O objeto do tratado é permitir a extradição, e o do seu artigo 3, (1), “r” acima citado é definir quando um dos Estados pode excepcionar a obrigação, que assumiu perante o outro, de concedê-la. E a regra diz que isso somente deve ocorrer quando houver “razões ponderáveis para supor que a pessoa reclamada será submetida a atos de perseguição e discriminação”.

A expressão é “razões ponderáveis”. Não é simples suspeita, sensação, são razões. Não são simples razões, são razões qualificadas pelo adjetivo ponderáveis. Este significa o que pode ser pesado, medido, o que, aliás, a raiz etimológica, a mesma de peso indica. Ou seja, devem ser razões de peso. Vejamos o contexto em que a expressão se insere. É o do respeito aos direitos da pessoa, e ao devido processo legal que assegure esses direitos, no quadro da manutenção da ordem pública no país do extraditando.
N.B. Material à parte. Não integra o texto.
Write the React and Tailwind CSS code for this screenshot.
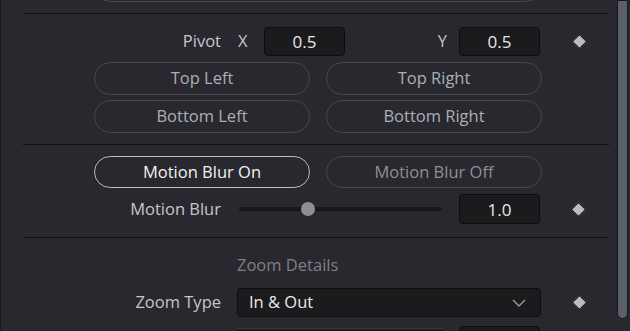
import React from 'react'

function Diamond() {
  return (
    <div className="flex-1 flex items-center justify-center">
      <div className="w-[11px] h-[11px] rotate-45 bg-[#bcbcbc] border border-[#111113]" />
    </div>
  )
}

function Field({ value, className = '' }) {
  return (
    <div className={`h-[29px] w-[81px] rounded-[4px] bg-[#1b1b1d] border border-[#0d0d0f] flex items-center justify-center text-[17px] text-[#e8e8e8] ${className}`}>
      {value}
    </div>
  )
}

function Pill({ children, active }) {
  return (
    <button
      className={`w-[216px] h-full rounded-full flex items-center justify-center text-[16.5px] ${
        active
          ? 'border-[1.5px] border-[#b9b9bb] text-[#f2f2f2]'
          : 'border border-[#47484e] text-[#a9b0b7]'
      }`}
    >
      {children}
    </button>
  )
}

function Separator({ className = '' }) {
  return <div className={`h-px ml-[22px] w-[586px] bg-[#0f0f11] ${className}`} />
}

function Label({ children }) {
  return <div className="w-[220px] text-right text-[16.5px] text-[#c3c7cc] shrink-0">{children}</div>
}

export default function App() {
  return (
    <div className="w-[630px] h-[331px] overflow-hidden bg-[#28282e] flex font-['Open_Sans',sans-serif] leading-none">
      <div className="w-px bg-[#1c1c20] shrink-0" />

      <div className="w-[616px] flex flex-col shrink-0 *:shrink-0">
        {/* leftover button from section above */}
        <div className="h-[33px] mt-[-31px] pl-[93px] flex">
          <div className="w-[448px] h-full rounded-full border border-[#47484e]" />
        </div>

        <Separator className="mt-[11px]" />

        {/* Pivot */}
        <div className="mt-[13px] h-[29px] flex items-center">
          <Label>Pivot</Label>
          <div className="ml-[16px] w-[304px] flex items-center">
            <span className="w-[27px] pl-[1px] text-[16.5px] text-[#c3c7cc]">X</span>
            <Field value="0.5" />
            <span className="w-[114px] pr-[12px] text-right text-[16.5px] text-[#c3c7cc]">Y</span>
            <Field value="0.5" />
          </div>
          <Diamond />
        </div>

        <div className="mt-[6px] h-[33px] pl-[93px] flex gap-[16px]">
          <Pill>Top Left</Pill>
          <Pill>Top Right</Pill>
        </div>
        <div className="mt-[5px] h-[33px] pl-[93px] flex gap-[16px]">
          <Pill>Bottom Left</Pill>
          <Pill>Bottom Right</Pill>
        </div>

        <Separator className="mt-[11px]" />

        {/* Motion blur */}
        <div className="mt-[11px] h-[32px] pl-[93px] flex gap-[16px]">
          <Pill active>Motion Blur On</Pill>
          <button className="w-[216px] h-full rounded-full border border-[#47484e] flex items-center justify-center text-[16.5px] text-[#8c9097]">
            Motion Blur Off
          </button>
        </div>

        <div className="mt-[6px] h-[30px] flex items-center">
          <Label>Motion Blur</Label>
          <div className="ml-[18px] w-[203px] h-[14px] relative flex items-center">
            <div className="w-full h-[4px] rounded-full bg-[#18181a]" />
            <div className="absolute left-[62px] top-0 w-[14px] h-[14px] rounded-full bg-[#8f8f91]" />
          </div>
          <div className="ml-[17px]">
            <Field value="1.0" className="h-[30px]" />
          </div>
          <Diamond />
        </div>

        <Separator className="mt-[13px]" />

        {/* Zoom details */}
        <div className="mt-[17px] h-[20px] flex items-center pl-[236px] text-[16.5px] text-[#7d8087]">
          Zoom Details
        </div>

        <div className="mt-[13px] h-[29px] flex items-center">
          <Label>Zoom Type</Label>
          <div className="ml-[16px] w-[304px] h-full rounded-[4px] bg-[#1b1b1d] border border-[#0d0d0f] flex items-center pl-[11px] pr-[14px]">
            <span className="flex-1 text-[16.5px] text-[#ececec]">In &amp; Out</span>
            <svg width="14" height="8" viewBox="0 0 14 8" fill="none">
              <path d="M1 1l6 6 6-6" stroke="#9a9b9e" strokeWidth="1.4" />
            </svg>
          </div>
          <Diamond />
        </div>

        <div className="mt-[9px] h-[29px] flex">
          <div className="w-[220px] shrink-0" />
          <div className="ml-[16px] mt-[2px] w-[206px] h-[27px] rounded-t-[2px] bg-[#1b1b1d] border-t border-[#3a3a3e]" />
          <div className="ml-[16px]">
            <Field value="" />
          </div>
        </div>
      </div>

      {/* scrollbar */}
      <div className="w-[13px] shrink-0 flex">
        <div className="w-[11px] h-[319px] bg-[#5c6068] border border-[#18181b] rounded-b-full" />
      </div>
    </div>
  )
}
Se um dos Estados signatários, por hipótese, não fosse uma democracia em que os direitos humanos são respeitados, sem dúvida haveria uma razão ponderável para a negativa de extradição. Se as condições a que o extraditando, por exemplo, o tratamento carcerário for pior, que as que o Brasil dá aos seus cidadãos, também é uma razão ponderável.

É isso o que o STF vai examinar agora no caso Battisti. Se há razões ponderáveis para supor que ele será perseguido, e se na prisão será tratado pior que qualquer cidadão brasileiro nas prisões brasileiras. Só isso. Não vai julgar o Presidente, não vai julgar o extraditando, não vai examinar a regularidade do processo e julgamento deste. Isso já foi decidido.

Submetido aos princípios constitucionais da publicidade, legalidade, moralidade e eficácia, o ato do presidente da República pode e dever ser objeto do escrutínio dos tribunais. Sua validade será reconhecida se na motivação da recusa feita pelo presidente da República estiverem patentes as razões ponderáveis que o levaram a negar a extradição e a crer que no Estado que a pediu se perseguem pessoas “por motivo de raça, religião, sexo, nacionalidade, língua, opinião política, condição social ou pessoal, ou que sua situação possa ser agravada por um dos elementos antes mencionados” razões admitidas pelo Brasil no tratado.